## start RECORDED DATA

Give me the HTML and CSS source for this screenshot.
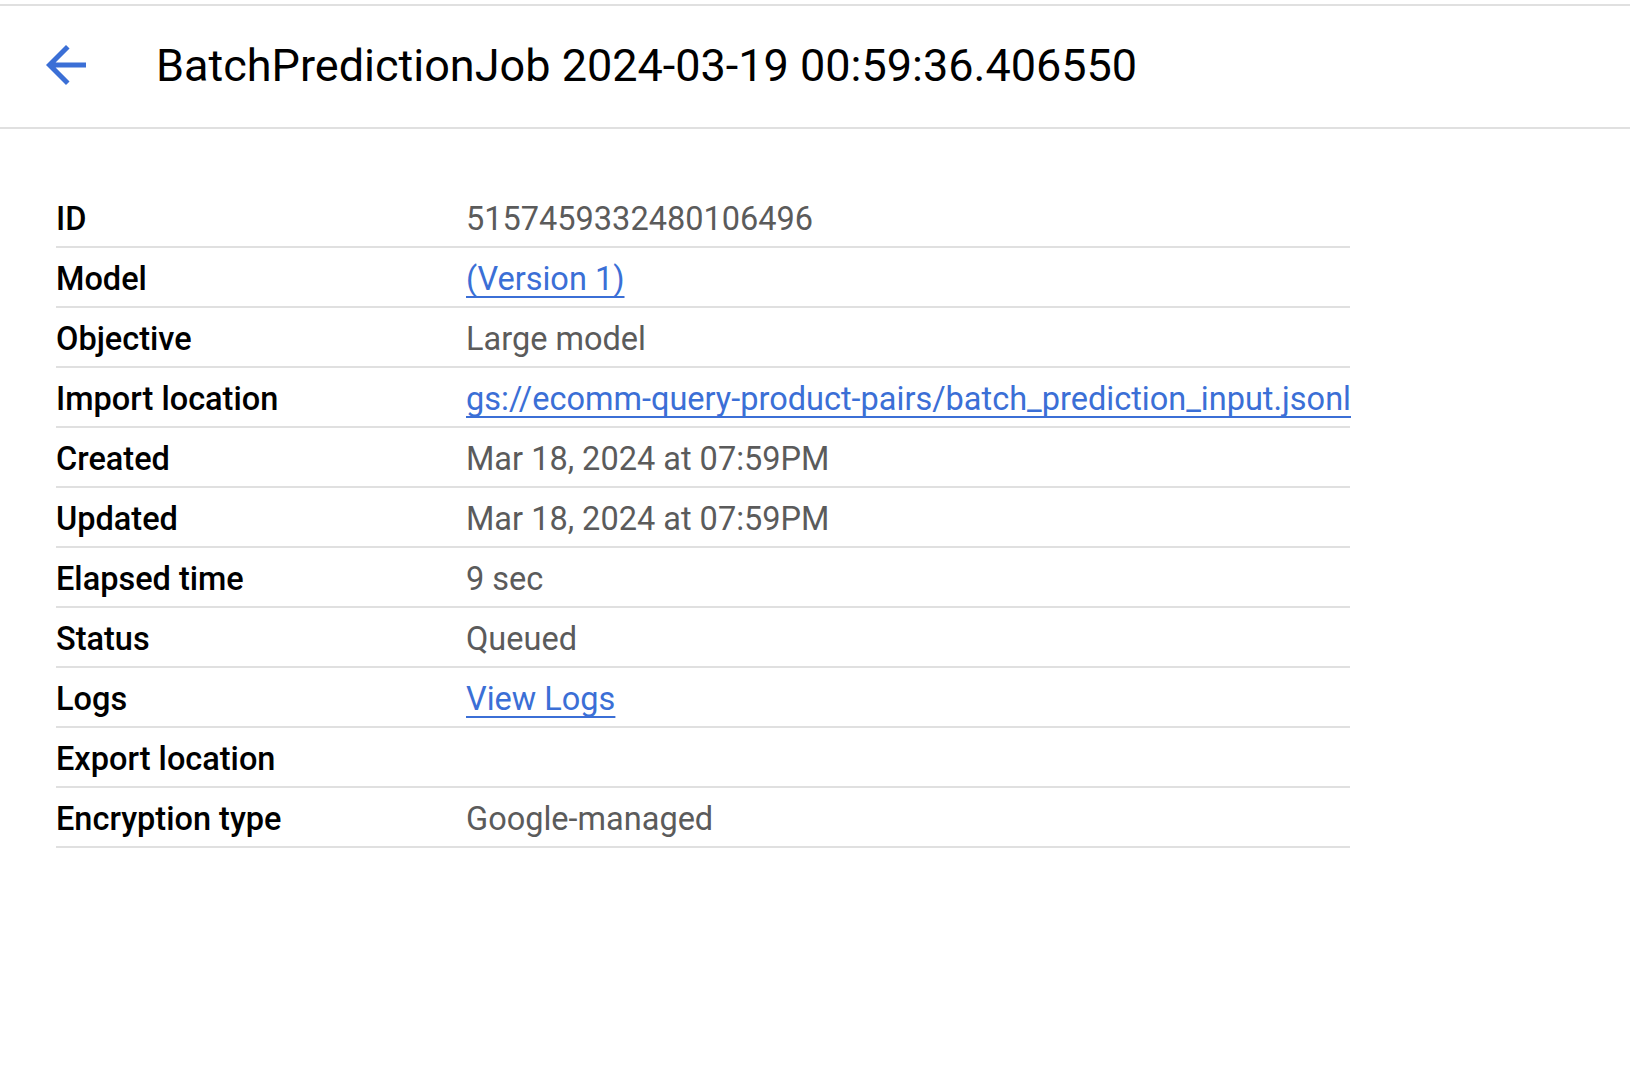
FILE: index.html
```html
<!DOCTYPE html>
<html lang="en">
<head>
<meta charset="utf-8">
<title>BatchPredictionJob</title>
<link rel="stylesheet" href="styles.css">
</head>
<body>
<header class="header">
  <a class="back" href="#" aria-label="Back">
    <svg viewBox="0 0 24 24" width="60" height="60"><path d="M20 11H7.83l5.59-5.59L12 4l-8 8 8 8 1.41-1.41L7.83 13H20v-2z" fill="#3b6fd6"/></svg>
  </a>
  <h1 class="title">BatchPredictionJob 2024-03-19 00:59:36.406550</h1>
</header>
<main class="content">
  <dl class="details">
    <div class="row"><dt>ID</dt><dd>5157459332480106496</dd></div>
    <div class="row"><dt>Model</dt><dd><a href="#">(Version 1)</a></dd></div>
    <div class="row"><dt>Objective</dt><dd>Large model</dd></div>
    <div class="row"><dt>Import location</dt><dd><a href="#">gs://ecomm-query-product-pairs/batch_prediction_input.jsonl</a></dd></div>
    <div class="row"><dt>Created</dt><dd>Mar 18, 2024 at 07:59PM</dd></div>
    <div class="row"><dt>Updated</dt><dd>Mar 18, 2024 at 07:59PM</dd></div>
    <div class="row"><dt>Elapsed time</dt><dd>9 sec</dd></div>
    <div class="row"><dt>Status</dt><dd>Queued</dd></div>
    <div class="row"><dt>Logs</dt><dd><a href="#">View Logs</a></dd></div>
    <div class="row"><dt>Export location</dt><dd></dd></div>
    <div class="row"><dt>Encryption type</dt><dd>Google-managed</dd></div>
  </dl>
</main>
</body>
</html>
```
FILE: styles.css
```css
html, body {
  margin: 0;
  padding: 0;
  background: #fff;
  font-family: Roboto, "Liberation Sans", Arial, sans-serif;
  color: #000;
}

.header {
  margin-top: 4px;
  border-top: 2px solid #e0e0e0;
  border-bottom: 2px solid #e0e0e0;
  height: 121px;
  display: flex;
  align-items: center;
}

.back {
  display: flex;
  width: 60px;
  height: 60px;
  margin-left: 36px;
  margin-right: 60px;
  margin-top: -3px;
}

.back svg {
  display: block;
}

.title {
  margin: 0;
  font-size: 45px;
  font-weight: 400;
  color: #000;
  margin-top: -2px;
}

.content {
  padding: 59px 0 0 56px;
}

.details {
  margin: 0;
  width: 1294px;
}

.row {
  display: flex;
  height: 53px;
  padding-top: 5px;
  border-bottom: 2px solid #e0e0e0;
  font-size: 32.5px;
  line-height: 53px;
}

.row dt {
  width: 410px;
  flex: none;
  font-weight: 500;
  color: #000;
}

.row dd {
  margin: 0;
  color: #5b5b5b;
  white-space: nowrap;
}

.row dd a {
  color: #3b6fd6;
  text-decoration: underline;
  text-decoration-thickness: 2px;
  text-underline-offset: 6px;
  text-decoration-skip-ink: none;
}
```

## end RECORDED DATA

EXERCISE OBJECTIVE =
From the material above, reproduce everything verbatim except the pictures.

RESPONSE FOR THIS EXERCISE =
Give me the HTML and CSS source for this screenshot.
FILE: index.html
```html
<!DOCTYPE html>
<html lang="en">
<head>
<meta charset="utf-8">
<title>BatchPredictionJob</title>
<link rel="stylesheet" href="styles.css">
</head>
<body>
<header class="header">
  <a class="back" href="#" aria-label="Back">
    <svg viewBox="0 0 24 24" width="60" height="60"><path d="M20 11H7.83l5.59-5.59L12 4l-8 8 8 8 1.41-1.41L7.83 13H20v-2z" fill="#3b6fd6"/></svg>
  </a>
  <h1 class="title">BatchPredictionJob 2024-03-19 00:59:36.406550</h1>
</header>
<main class="content">
  <dl class="details">
    <div class="row"><dt>ID</dt><dd>5157459332480106496</dd></div>
    <div class="row"><dt>Model</dt><dd><a href="#">(Version 1)</a></dd></div>
    <div class="row"><dt>Objective</dt><dd>Large model</dd></div>
    <div class="row"><dt>Import location</dt><dd><a href="#">gs://ecomm-query-product-pairs/batch_prediction_input.jsonl</a></dd></div>
    <div class="row"><dt>Created</dt><dd>Mar 18, 2024 at 07:59PM</dd></div>
    <div class="row"><dt>Updated</dt><dd>Mar 18, 2024 at 07:59PM</dd></div>
    <div class="row"><dt>Elapsed time</dt><dd>9 sec</dd></div>
    <div class="row"><dt>Status</dt><dd>Queued</dd></div>
    <div class="row"><dt>Logs</dt><dd><a href="#">View Logs</a></dd></div>
    <div class="row"><dt>Export location</dt><dd></dd></div>
    <div class="row"><dt>Encryption type</dt><dd>Google-managed</dd></div>
  </dl>
</main>
</body>
</html>
```
FILE: styles.css
```css
html, body {
  margin: 0;
  padding: 0;
  background: #fff;
  font-family: Roboto, "Liberation Sans", Arial, sans-serif;
  color: #000;
}

.header {
  margin-top: 4px;
  border-top: 2px solid #e0e0e0;
  border-bottom: 2px solid #e0e0e0;
  height: 121px;
  display: flex;
  align-items: center;
}

.back {
  display: flex;
  width: 60px;
  height: 60px;
  margin-left: 36px;
  margin-right: 60px;
  margin-top: -3px;
}

.back svg {
  display: block;
}

.title {
  margin: 0;
  font-size: 45px;
  font-weight: 400;
  color: #000;
  margin-top: -2px;
}

.content {
  padding: 59px 0 0 56px;
}

.details {
  margin: 0;
  width: 1294px;
}

.row {
  display: flex;
  height: 53px;
  padding-top: 5px;
  border-bottom: 2px solid #e0e0e0;
  font-size: 32.5px;
  line-height: 53px;
}

.row dt {
  width: 410px;
  flex: none;
  font-weight: 500;
  color: #000;
}

.row dd {
  margin: 0;
  color: #5b5b5b;
  white-space: nowrap;
}

.row dd a {
  color: #3b6fd6;
  text-decoration: underline;
  text-decoration-thickness: 2px;
  text-underline-offset: 6px;
  text-decoration-skip-ink: none;
}
```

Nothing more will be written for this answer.